In deze zaak heeft de Rechtbank Midden-Nederland op 10 oktober 2022 uitspraak gedaan in een geschil over een naheffingsaanslag parkeerbelasting die aan eiseres was opgelegd door de heffingsambtenaar van de gemeente Almere. De naheffingsaanslag, ter hoogte van € 67,20, was opgelegd op 11 september 2021, omdat eiseres op dat moment geen belasting had voldaan voor het parkeren op een betaalde parkeerplaats. Eiseres heeft bezwaar gemaakt tegen deze aanslag, maar dit bezwaar werd ongegrond verklaard door de heffingsambtenaar op 22 december 2021. Eiseres heeft hiertegen beroep ingesteld.

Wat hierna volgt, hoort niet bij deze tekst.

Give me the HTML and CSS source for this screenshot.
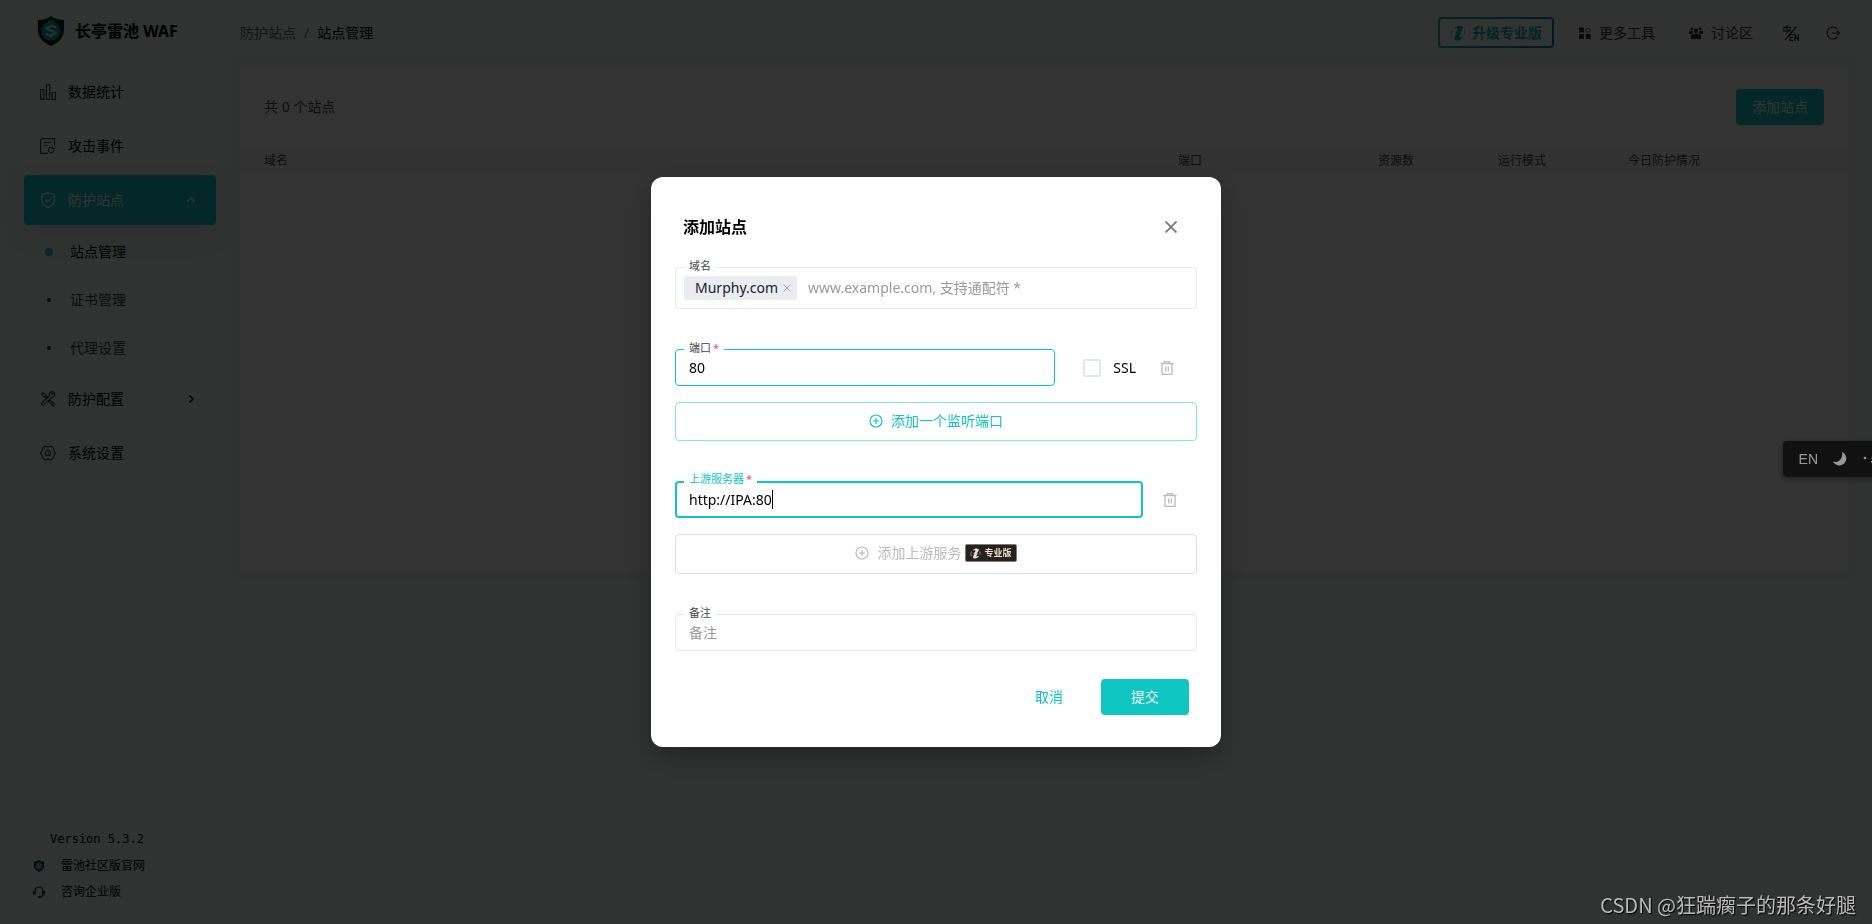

De rechtbank heeft de zaak behandeld op een digitale zitting op 30 juni 2022, waar zowel de gemachtigde van eiseres als de vertegenwoordiger van verweerder aanwezig waren. De rechtbank heeft zich gebogen over de bevoegdheid van de heffingsambtenaar om de uitspraak op bezwaar te doen, en of er sprake was van onverenigbaarheid van functies. Eiseres stelde dat de heffingsambtenaar niet bevoegd was, maar de rechtbank oordeelde dat de heffingsambtenaar wel degelijk bevoegd was, aangezien hij was aangesteld door het College van burgemeester en wethouders van Almere.
Daarnaast heeft de rechtbank de schending van de hoorplicht beoordeeld. Eiseres stelde dat zij niet tijdig was uitgenodigd voor de hoorzitting, maar de rechtbank oordeelde dat, hoewel de hoorplicht was geschonden, eiseres niet benadeeld was door deze schending. De rechtbank heeft het beroep van eiseres ongegrond verklaard, maar heeft verweerder wel opgedragen het betaalde griffierecht aan eiseres te vergoeden en verweerder in de proceskosten van eiseres te veroordelen tot een bedrag van € 893,50.